## Exercise material:
------------------------------------
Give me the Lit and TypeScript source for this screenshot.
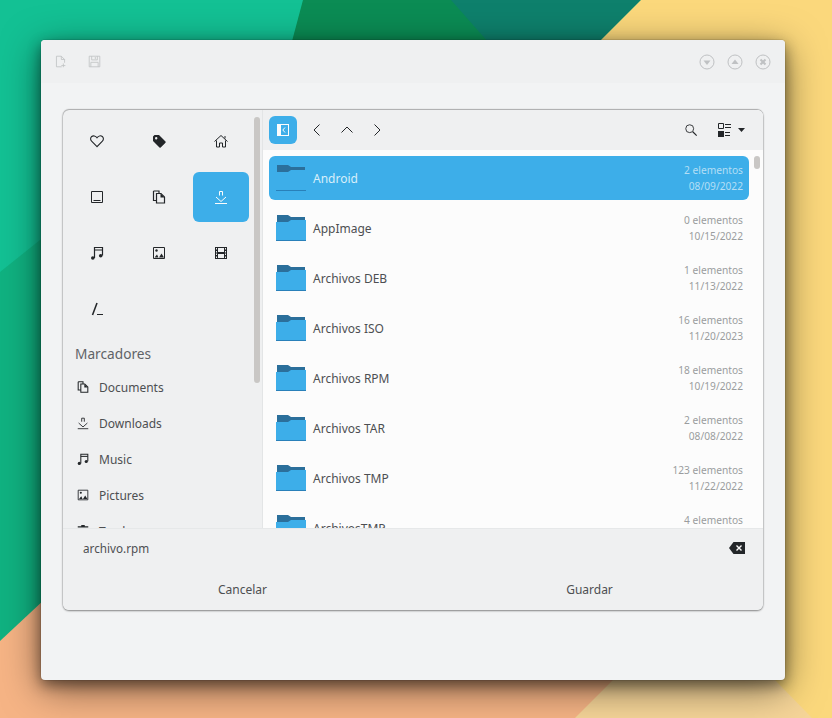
------------------------------------
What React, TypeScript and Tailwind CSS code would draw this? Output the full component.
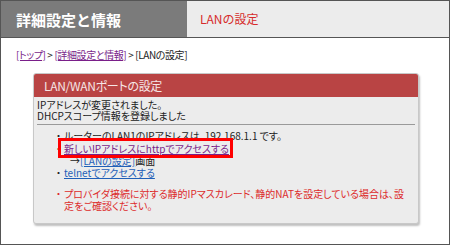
------------------------------------
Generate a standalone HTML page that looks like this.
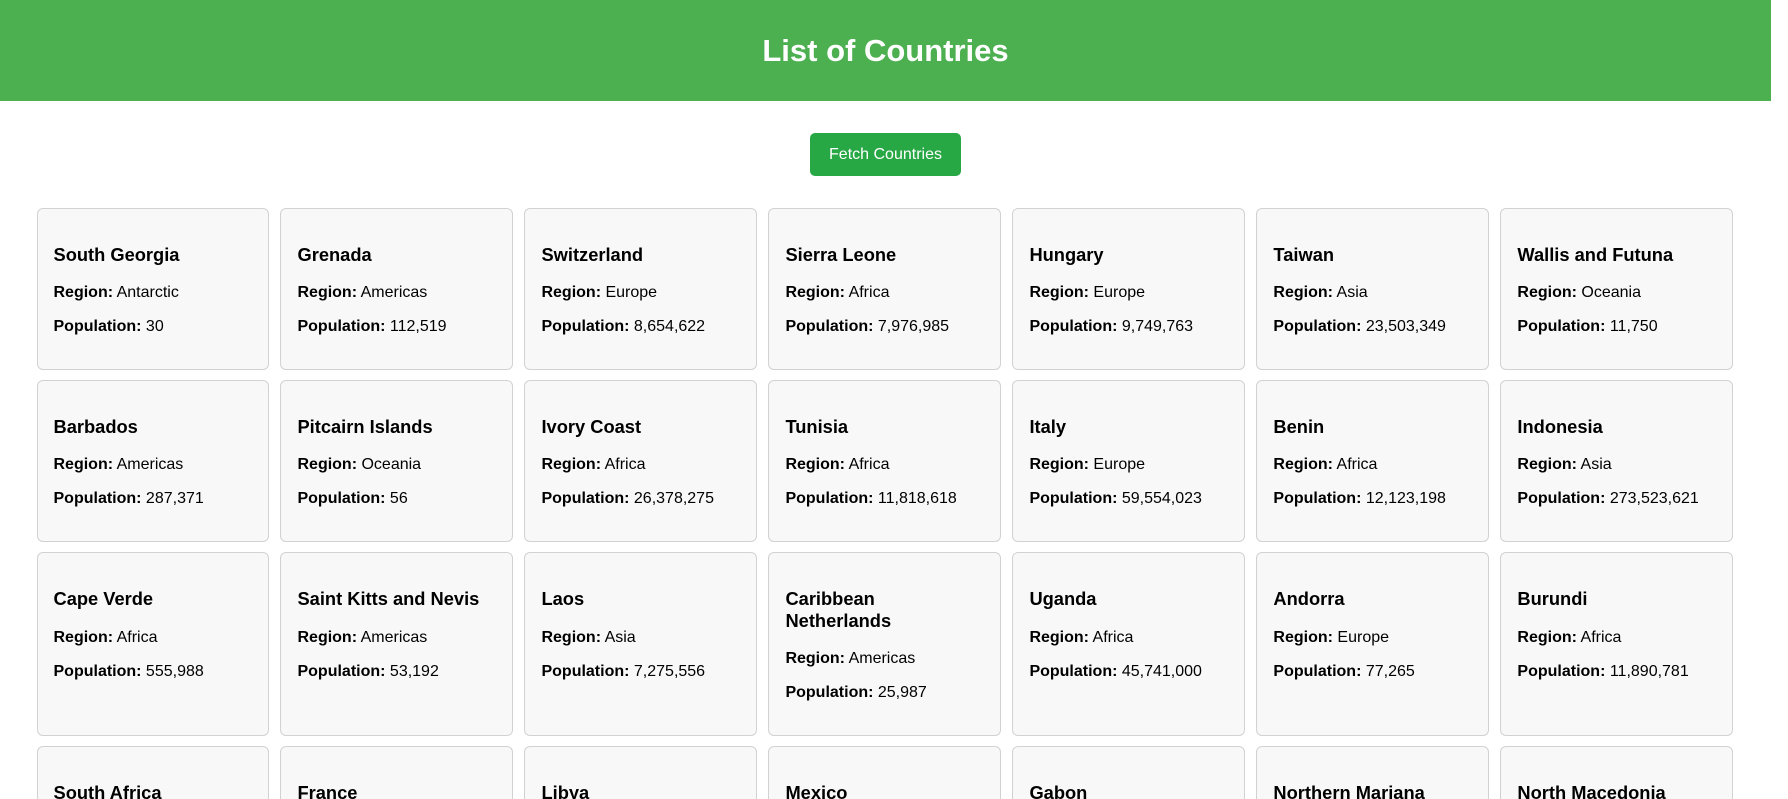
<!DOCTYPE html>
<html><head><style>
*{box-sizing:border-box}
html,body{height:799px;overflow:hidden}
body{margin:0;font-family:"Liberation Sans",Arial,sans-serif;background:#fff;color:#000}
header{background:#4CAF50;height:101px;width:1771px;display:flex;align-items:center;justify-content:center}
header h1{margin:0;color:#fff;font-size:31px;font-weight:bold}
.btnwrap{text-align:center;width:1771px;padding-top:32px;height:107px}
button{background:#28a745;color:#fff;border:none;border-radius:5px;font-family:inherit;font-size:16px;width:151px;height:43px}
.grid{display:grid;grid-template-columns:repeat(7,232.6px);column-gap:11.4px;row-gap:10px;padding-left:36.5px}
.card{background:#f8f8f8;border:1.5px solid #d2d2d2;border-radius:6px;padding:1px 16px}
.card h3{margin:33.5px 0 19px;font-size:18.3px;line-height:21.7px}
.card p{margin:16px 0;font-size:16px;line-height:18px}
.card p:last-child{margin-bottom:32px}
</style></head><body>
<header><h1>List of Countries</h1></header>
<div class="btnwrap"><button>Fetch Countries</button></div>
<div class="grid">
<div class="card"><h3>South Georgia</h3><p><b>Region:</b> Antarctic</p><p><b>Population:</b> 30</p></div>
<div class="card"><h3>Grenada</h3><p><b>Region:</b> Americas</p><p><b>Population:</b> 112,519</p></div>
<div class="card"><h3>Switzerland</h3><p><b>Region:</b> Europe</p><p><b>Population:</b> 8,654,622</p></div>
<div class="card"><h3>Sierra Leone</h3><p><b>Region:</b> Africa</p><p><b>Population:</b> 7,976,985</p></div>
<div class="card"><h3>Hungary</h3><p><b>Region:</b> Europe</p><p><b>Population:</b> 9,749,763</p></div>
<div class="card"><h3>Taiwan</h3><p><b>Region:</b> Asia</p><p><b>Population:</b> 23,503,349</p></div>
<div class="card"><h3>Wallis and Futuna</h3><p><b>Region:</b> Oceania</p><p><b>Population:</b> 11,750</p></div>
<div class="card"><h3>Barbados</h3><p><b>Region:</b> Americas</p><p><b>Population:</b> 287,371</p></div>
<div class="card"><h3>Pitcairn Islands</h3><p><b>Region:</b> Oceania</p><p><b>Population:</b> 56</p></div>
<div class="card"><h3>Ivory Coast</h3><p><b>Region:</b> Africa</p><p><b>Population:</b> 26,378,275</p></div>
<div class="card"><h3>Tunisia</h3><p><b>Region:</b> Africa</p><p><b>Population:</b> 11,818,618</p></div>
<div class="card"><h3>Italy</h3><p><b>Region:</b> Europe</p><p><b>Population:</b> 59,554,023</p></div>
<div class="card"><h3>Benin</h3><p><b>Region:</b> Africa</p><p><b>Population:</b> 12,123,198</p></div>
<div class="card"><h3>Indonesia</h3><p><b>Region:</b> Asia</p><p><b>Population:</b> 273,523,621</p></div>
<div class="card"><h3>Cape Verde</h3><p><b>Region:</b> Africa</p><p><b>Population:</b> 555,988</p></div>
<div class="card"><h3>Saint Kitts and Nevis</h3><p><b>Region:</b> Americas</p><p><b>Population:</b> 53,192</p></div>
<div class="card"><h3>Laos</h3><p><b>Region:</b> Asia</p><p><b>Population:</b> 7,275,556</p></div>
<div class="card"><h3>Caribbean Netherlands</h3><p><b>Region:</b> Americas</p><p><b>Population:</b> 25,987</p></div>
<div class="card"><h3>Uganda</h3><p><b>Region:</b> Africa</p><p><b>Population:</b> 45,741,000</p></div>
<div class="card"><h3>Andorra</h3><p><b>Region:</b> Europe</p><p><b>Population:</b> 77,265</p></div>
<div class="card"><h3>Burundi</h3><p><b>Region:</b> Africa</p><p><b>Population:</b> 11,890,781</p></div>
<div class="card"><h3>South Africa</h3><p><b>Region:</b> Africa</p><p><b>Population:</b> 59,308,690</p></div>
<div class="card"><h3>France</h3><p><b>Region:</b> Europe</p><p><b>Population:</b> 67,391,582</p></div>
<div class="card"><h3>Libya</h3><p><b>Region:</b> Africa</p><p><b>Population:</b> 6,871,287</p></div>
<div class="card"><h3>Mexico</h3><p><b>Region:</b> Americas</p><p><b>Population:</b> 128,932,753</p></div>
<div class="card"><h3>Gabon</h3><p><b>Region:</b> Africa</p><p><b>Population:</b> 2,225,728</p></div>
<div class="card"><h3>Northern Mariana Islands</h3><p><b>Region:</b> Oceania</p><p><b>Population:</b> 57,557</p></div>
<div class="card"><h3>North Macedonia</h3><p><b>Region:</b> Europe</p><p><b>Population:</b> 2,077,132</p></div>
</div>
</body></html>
------------------------------------
From the entries, copy out each line containing the word "this".

## Full solution:
Give me the Lit and TypeScript source for this screenshot.
What React, TypeScript and Tailwind CSS code would draw this? Output the full component.
Generate a standalone HTML page that looks like this.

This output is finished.